Let's consider the following scenario.

  1. A new “friendly” Speaker of the House of Commons is immediately chosen as soon as the new government comes to power.
  2. The new Speaker immediately nominates “friendly” MPs to be members of the Panel of Chairs who will chair public bill committees, and two of whom are involved in a formal consultation for any money bill certification.
  3. All Great Repeal Bills are passed through the House of Commons Stages: First Reading, Second Reading, Committee Stage, and Third Reading
  4. Whilst the Great Repeal Bills have been going through the Commons, an initial screening of the Bills has been done by the Clerk of Legislation and other senior parliamentary clerks, to determine whether the Bills should be classified as Money Bills.
  5. After the Bills reach their Third Readings in the Commons, the Speaker assesses each Bill to determine whether they qualify for a Money Bill certification against the criteria laid out in Section 1(2) of the Parliament Act 1911.
  6. The preliminary assessment by the Clerk of Legislation and other parliamentary clerks is given to the Speaker as advice.
  7. The Speaker must have a formal consultation with two members of the Panel of Chairs, who have been selected by the Committee of Selection at the beginning of the selection
  8. The Speaker then determines that the Great Repeal Bills (with many non-financial provisions) should be money billed certified, and issues certificates formally stating that each bill complies with Parliament Act 1911.
  9. The certificates are then sent to the House of Lords which indicate that each Great Repeal Bill is considered a Money Bill.

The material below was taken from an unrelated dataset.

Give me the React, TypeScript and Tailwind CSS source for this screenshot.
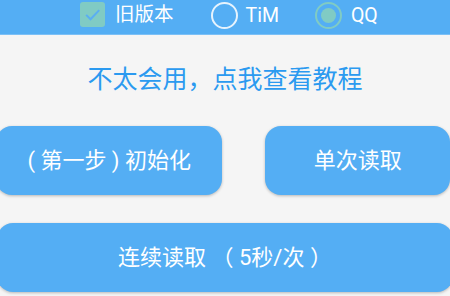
import React, { useState } from 'react';

const font = "font-['Roboto','Noto_Sans_CJK_SC',sans-serif]";

function App() {
  const [oldVersion, setOldVersion] = useState(true);
  const [client, setClient] = useState<'tim' | 'qq'>('qq');

  return (
    <div className={`w-[450px] h-[296px] overflow-hidden bg-[#f5f5f5] ${font}`}>
      {/* Top bar */}
      <div className="h-[35px] bg-[#54aef4] border-b border-[#7cc0f6] flex items-start pt-[2px] text-white text-[19.5px] leading-[25px]">
        <button
          className="flex items-center ml-[80px]"
          onClick={() => setOldVersion(!oldVersion)}
        >
          <span className="w-[25px] h-[25px] rounded-[3px] bg-[#80cbc4] flex items-center justify-center">
            {oldVersion && (
              <svg width="19" height="19" viewBox="0 0 24 24">
                <path d="M4 12.5 L9.5 18 L20.5 6.5" fill="none" stroke="#5aaef2" strokeWidth="2.6" />
              </svg>
            )}
          </span>
          <span className="ml-[10px]">旧版本</span>
        </button>

        <button className="flex items-center ml-[37px]" onClick={() => setClient('tim')}>
          <span className="w-[27px] h-[27px] rounded-full border-[2.5px] border-[#e6f3fd] flex items-center justify-center">
            {client === 'tim' && <span className="w-[15px] h-[15px] rounded-full bg-[#80cbc4]" />}
          </span>
          <span className="ml-[8px]">TiM</span>
        </button>

        <button className="flex items-center ml-[36px]" onClick={() => setClient('qq')}>
          <span
            className={`w-[27px] h-[27px] rounded-full border-[2.5px] flex items-center justify-center ${
              client === 'qq' ? 'border-[#80cbc4]' : 'border-[#e6f3fd]'
            }`}
          >
            {client === 'qq' && <span className="w-[15px] h-[15px] rounded-full bg-[#80cbc4]" />}
          </span>
          <span className="ml-[9px]">QQ</span>
        </button>
      </div>

      {/* Help link */}
      <div className="h-[91px] flex items-center justify-center pb-[2px]">
        <span className="text-[#2b9af0] text-[25px] leading-none">不太会用，点我查看教程</span>
      </div>

      {/* Button row */}
      <div className="flex ml-[-4px] gap-[43px]">
        <button className="w-[228px] h-[69px] rounded-[16px] bg-[#54aef4] text-white text-[22px] shadow-[0_1px_3px_rgba(0,0,0,0.25)]">
          ( 第一步 ) 初始化
        </button>
        <button className="w-[186px] h-[69px] rounded-[16px] bg-[#54aef4] text-white text-[22px] shadow-[0_1px_3px_rgba(0,0,0,0.25)]">
          单次读取
        </button>
      </div>

      {/* Continuous read */}
      <div className="mt-[28px] ml-[-3px]">
        <button className="w-[456px] h-[69px] rounded-[16px] bg-[#54aef4] text-white text-[22px] shadow-[0_1px_3px_rgba(0,0,0,0.25)]">
          连续读取 （ 5秒/次 ）
        </button>
      </div>
    </div>
  );
}

export default App;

After these certificates are sent to the House of Lords, they will almost certainly be legally challenged. Grounds for judicial review will be based on: illegality; irrationality; procedural impropriety; breach of natural justice. The likelihood of judicial review is extremely high given the substantial number of non-financial provisions in each bill, despite parliamentary privilege and the principle of parliamentary sovereignty.

A similar precedent has been already established when the Supreme Court successfully overturned the prorogation of Parliament with the 2019 R (Miller) v The Prime Minister case.

A word to the wise

The Salisbury Doctrine is a non-binding convention which the House of Lords has shown it is willing to push aside, if they so choose. The Money Bill certification is unlikely to be a successful tool for pushing through any fundamental legislation which contains substantive non-financial provisions.

Other measures must be studied, such as the use of “guillotine” motions and specific delegated powers within specific secondary legislation, in order to speedily push through legislation against the establishment’s wishes.